Asentar a la población en villas no fue, por cierto, tarea fácil, ni rápida. La pobreza de la población rural y la incertidumbre de que las villas no pudiesen suministrar alimento y vestuario inhibía a los posibles vecinos. Otra dificultad era la considerable distancia entre los lugares de trabajo en las haciendas y chacras y las villas, como también la atracción de la mano de obra por las minas y las haciendas, junto con la vida vagabunda de buena parte de la población de entonces. Los hacendados, por su parte, interpusieron una fuerte resistencia a la política de poblaciones pues consideraron que debilitaba su poder. Pese a las dificultades, el Estado se sirvió de las nuevas ciudades a fin de extender territorialmente su autoridad y de adentrarse en los dominios donde el poder de facto de los hacendados locales era todopoderoso, además de controlar el vagabundaje y el bandidaje desenfrenado que afectaba al mundo rural.
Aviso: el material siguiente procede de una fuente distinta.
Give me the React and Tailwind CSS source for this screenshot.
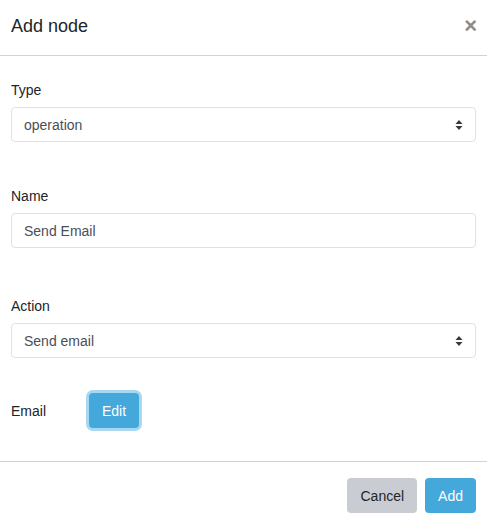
const font = { fontFamily: '"Liberation Sans", Arial, sans-serif' }

function SelectArrows() {
  return (
    <svg width="8" height="12" viewBox="0 0 8 12" className="shrink-0">
      <path d="M4 1 L7.5 5 H0.5 Z" fill="#343a40" />
      <path d="M4 11 L7.5 7 H0.5 Z" fill="#343a40" />
    </svg>
  )
}

function Field({ label, children, className = '' }) {
  return (
    <div className={className}>
      <div className="text-[14px] leading-[21px] text-[#212529] pt-[2px] mb-[6px]">{label}</div>
      {children}
    </div>
  )
}

function SelectBox({ value }) {
  return (
    <div className="h-[35px] border border-[#dee2e6] rounded-[4px] px-[12px] flex items-center justify-between text-[14px] text-[#495057] bg-white">
      <span className="mt-[2px]">{value}</span>
      <SelectArrows />
    </div>
  )
}

export default function App() {
  return (
    <div className="w-[487px] h-[518px] bg-white flex flex-col" style={font}>
      {/* Header */}
      <div className="h-[56px] px-[11px] flex items-center justify-between border-b border-[#cfd2d6]">
        <h2 className="text-[18px] text-[#212529] font-normal mt-[-2px]">Add node</h2>
        <span className="text-[22px] leading-none font-bold text-[#8a8a8a] mr-[-1px] mt-[-4px]">×</span>
      </div>

      {/* Body */}
      <div className="px-[11px] pt-[22px]">
        <Field label="Type">
          <SelectBox value="operation" />
        </Field>

        <Field label="Name" className="mt-[42px]">
          <div className="h-[35px] border border-[#dee2e6] rounded-[4px] px-[12px] flex items-center text-[14px] text-[#495057]">
            <span className="mt-[2px]">Send Email</span>
          </div>
        </Field>

        <Field label="Action" className="mt-[46px]">
          <SelectBox value="Send email" />
        </Field>

        <div className="mt-[35px] flex items-center h-[35px]">
          <div className="w-[78px] text-[14px] text-[#212529] pt-[2px]">Email</div>
          <button className="h-[35px] px-[13px] pt-[2px] rounded-[4px] bg-[#45a8da] text-white text-[14px] ring-[3px] ring-[#a7d8f1]">
            Edit
          </button>
        </div>
      </div>

      {/* Footer */}
      <div className="mt-[33px] border-t border-[#cfd2d6] px-[11px] pt-[16px] flex justify-end gap-[8px]">
        <button className="h-[35px] px-[13px] pt-[2px] rounded-[4px] bg-[#c9cdd3] text-[#212529] text-[14px]">
          Cancel
        </button>
        <button className="h-[35px] px-[13px] pt-[2px] rounded-[4px] bg-[#45a8da] text-white text-[14px]">
          Add
        </button>
      </div>
    </div>
  )
}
Antes de la fundación de ciudades y de la política de poblaciones, como consecuencia de la escasez de habitantes, del precario comercio interregional y de la falta de ciudades, aparte de Santiago, Valparaíso, Chillán y Concepción, los caminos entre el partido de Quillota y el Bío Bío tenían un escaso desarrollo. Los caminos más importantes conducían desde Santiago a Valparaíso, también a Concepción y a Cuyo. El camino de Santiago a Concepción vinculaba la capital con el “antemural del reino”. A pesar de existir un objetivo estratégico que requería de rapidez, la desolación de las comarcas aledañas a esa ruta y una red hidrográfica que cortaba el país transversalmente hacían que las comunicaciones entre ambos puntos no fueran expeditas. Existía el camino de la costa y el camino del valle central. Este fue el camino que adquirió centralidad con la fundación de ciudades. Las villas constituyeron uno de los motivos del fomento de los caminos, contribuyendo a las comunicaciones, al comercio y entorpeciendo la tendencia aislacionista propiciada desde las haciendas.